Doggy day out. Take your furball for a walk around your local large pet store. It’s another way to get them moving and a chance for them to enjoy a leisurely stroll that has endless amusements to sniff and discover.
Remember every dog is different. Certain types of exercise are not suitable for certain types of dogs. If in doubt, speak to your vet. They’ll help put together an exercise plan that’s appropriate for your dog.
How to get enough exercise for your dog when you work
Fitting in dog exercise when you work full time can be a challenge. For the time poor pet pawrent thankfully there are options.
It’s important for your pooch’s health and wellbeing that they aren’t bored and although they can be left alone, this should be for as short a time as possible i.e. less than 4 hours.
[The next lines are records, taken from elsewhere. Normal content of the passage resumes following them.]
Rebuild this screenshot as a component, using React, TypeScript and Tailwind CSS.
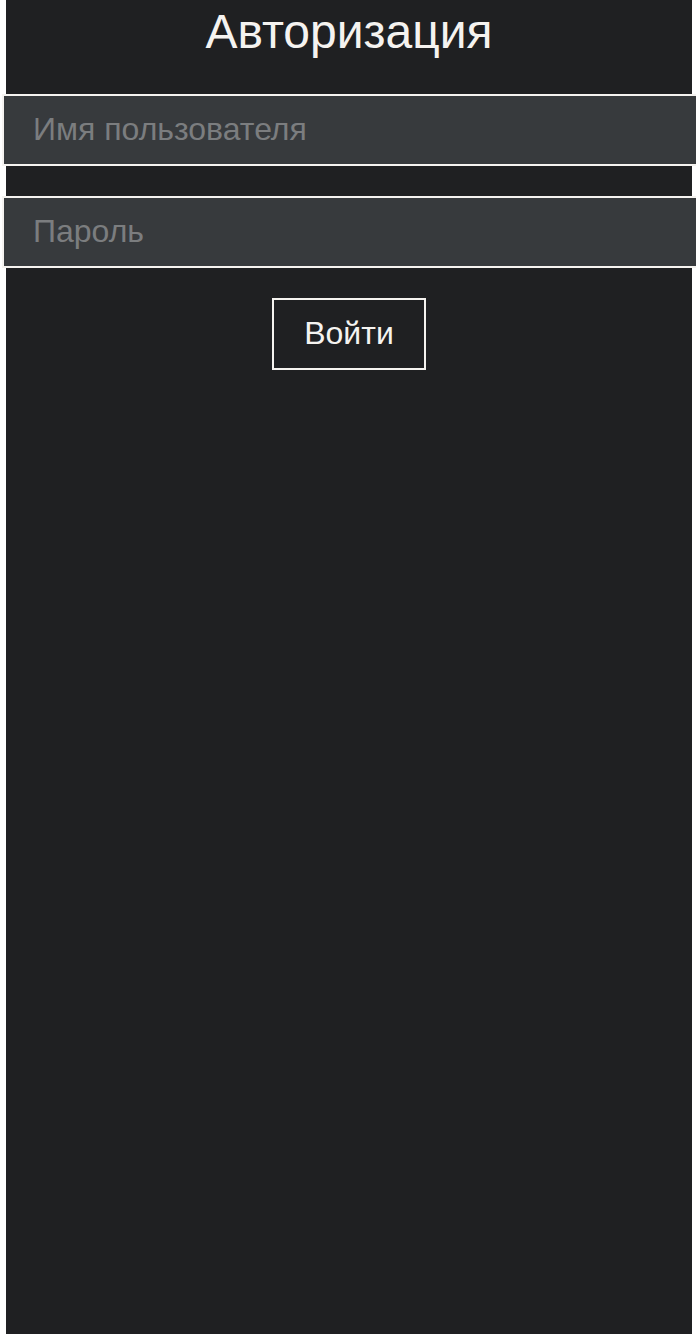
export default function App() {
  return (
    <div className="w-full min-h-screen bg-white overflow-hidden" style={{ fontFamily: '"Liberation Sans", Arial, sans-serif' }}>
      <div className="ml-[6px] mr-[4px] min-h-[1334px] bg-[#1f2022] flex flex-col">
        <div className="h-[94px] pt-[8px] text-center">
          <h1 className="text-[48px] leading-none text-[#f5f3f0]">Авторизация</h1>
        </div>
        <input
          type="text"
          placeholder="Имя пользователя"
          className="-ml-[4px] w-[calc(100%+24px)] h-[72px] border-2 border-[#f5f3f0] bg-[#373a3d] px-[29px] pb-[2px] text-[32px] text-[#f5f3f0] placeholder:text-[#7b7d7f] outline-none"
        />
        <div className="h-[30px]" />
        <input
          type="password"
          placeholder="Пароль"
          className="-ml-[4px] w-[calc(100%+24px)] h-[72px] border-2 border-[#f5f3f0] bg-[#373a3d] px-[29px] pb-[2px] text-[32px] text-[#f5f3f0] placeholder:text-[#7b7d7f] outline-none"
        />
        <div className="flex justify-center pt-[30px]">
          <button className="w-[154px] h-[72px] border-2 border-[#f5f3f0] pb-[2px] text-[32px] text-[#f5f3f0] bg-transparent">
            Войти
          </button>
        </div>
      </div>
    </div>
  );
}
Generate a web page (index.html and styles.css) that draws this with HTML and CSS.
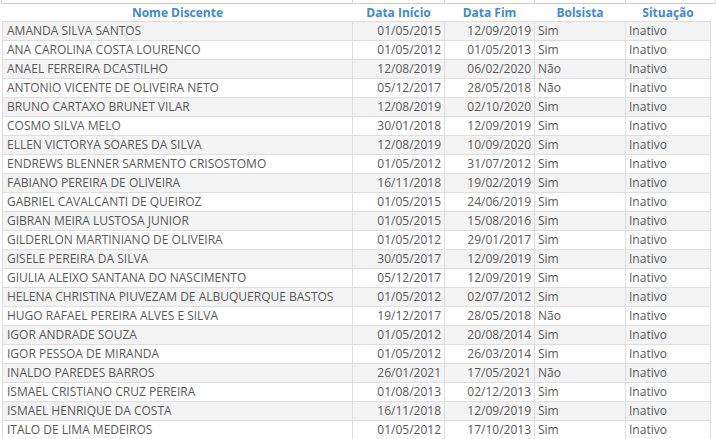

Are you an early riser? And like to exercise in the morning? Morning walkies and play with your dog is a great stress reliever to ease you in and out of the working day.
For most of Smudge’s life we’ve had jobs where she could join us at work and play with our colleagues or other dogs. When we weren’t able to, we used a doggy day care. These can vary significantly in cost and quality so shop around. And there’s also the option of a dog walker although we found it wasn’t much more expensive to have Smudge looked after for the whole day at our local doggy day care and we’d get pupdates with photos of her on her walks.
These things can add up, so it’s worth checking with your friendly neighbours to see if they can look after your pooch whilst you’re at work.
This might be a stretch depending on your workplace but what if Bring Your Dog to Work Day was every day? If your employer can be persuaded that productivity will soar with the addition of a friendly fluffball in the office this is a great get around. If you have an option to work from home, even just once a week, this is another avenue to explore.